-------- SOURCE EXCERPT --------

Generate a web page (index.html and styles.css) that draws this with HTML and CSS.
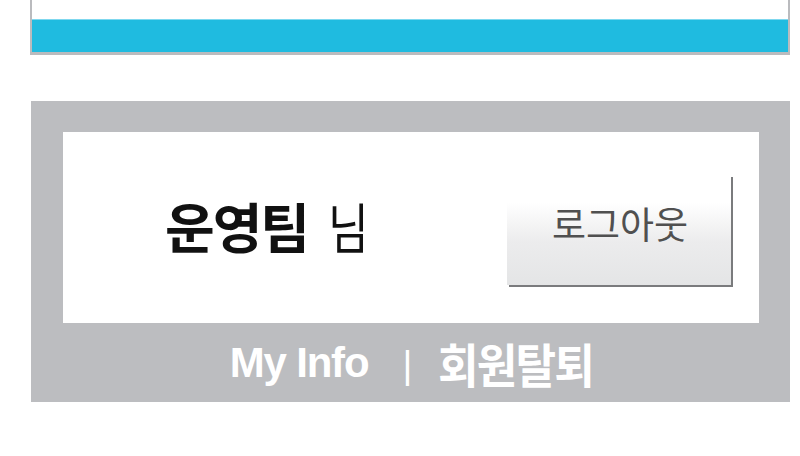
FILE: index.html
```html
<!DOCTYPE html>
<html>
<head>
  <title>회원 정보</title>
  <link rel="stylesheet" href="styles.css">
</head>
<body>
  <div class="top-box">
    <div class="top-space"></div>
    <div class="top-bar"></div>
  </div>

  <div class="member-panel">
    <div class="member-card">
      <div class="member-name"><strong>운영팀</strong><span class="suffix">님</span></div>
      <button type="button" class="logout-btn">로그아웃</button>
    </div>
    <div class="member-links">
      <a href="#" class="link-en">My Info</a>
      <span class="sep">|</span>
      <a href="#" class="link-ko">회원탈퇴</a>
    </div>
  </div>
</body>
</html>
```

FILE: styles.css
```css
body {
  margin: 0;
  padding: 0 10px 0 30px;
  background-color: #fff;
  font-family: "Noto Sans CJK KR", "Noto Sans", sans-serif;
}

.top-box {
  border: 2px solid #babbbe;
  border-top: none;
  border-bottom-width: 3px;
}

.top-space {
  height: 19px;
  background-color: #fff;
}

.top-bar {
  height: 32px;
  background-color: #1fbbe0;
  border-top: 1px solid #7fd8ef;
}

.member-panel {
  margin: 46px 0 0 1px;
  padding: 31px 31px 0 32px;
  background-color: #bcbdc0;
}

.member-card {
  display: flex;
  align-items: center;
  justify-content: space-between;
  height: 191px;
  padding: 0 28px 0 102px;
  background-color: #fff;
}

.member-name {
  display: flex;
  align-items: center;
  font-size: 54px;
  color: #111;
  letter-spacing: -2px;
  margin-top: -4px;
  white-space: nowrap;
}

.member-name strong {
  font-weight: 700;
}

/* the suffix is drawn narrower in the original */
.member-name .suffix {
  display: inline-block;
  margin-left: 20px;
  font-weight: 400;
  transform: scaleX(0.82);
  transform-origin: left center;
}

.logout-btn {
  width: 224px;
  height: 110px;
  margin-top: 4px;
  padding: 0 0 14px 2px;
  border: none;
  border-radius: 0;
  background: linear-gradient(to bottom, #fff 25%, #ececed 60%, #e4e5e6 100%);
  box-shadow: 2px 2px 0 #7a7b7d;
  color: #505050;
  font-family: "Noto Sans CJK KR", sans-serif;
  font-size: 37px;
  cursor: pointer;
}

.member-links {
  display: flex;
  justify-content: center;
  align-items: center;
  height: 79px;
  color: #fff;
}

.member-links a {
  color: #fff;
  text-decoration: none;
  font-weight: 700;
}

.link-en {
  font-family: "Liberation Sans", Arial, sans-serif;
  font-size: 42px;
  letter-spacing: -1.2px;
}

.link-ko {
  font-size: 47px;
  letter-spacing: -2px;
  transform: scaleX(0.94);
  transform-origin: left center;
  margin-right: -11px;
}

.sep {
  margin: 6px 26px 0 34px;
  font-family: "Liberation Sans", Arial, sans-serif;
  font-size: 38px;
  font-weight: 400;
}
```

--------

DIRECTIONS
Locate all lines in the listing above with the word "index" and copy them.

RESULT
Generate a web page (index.html and styles.css) that draws this with HTML and CSS.
FILE: index.html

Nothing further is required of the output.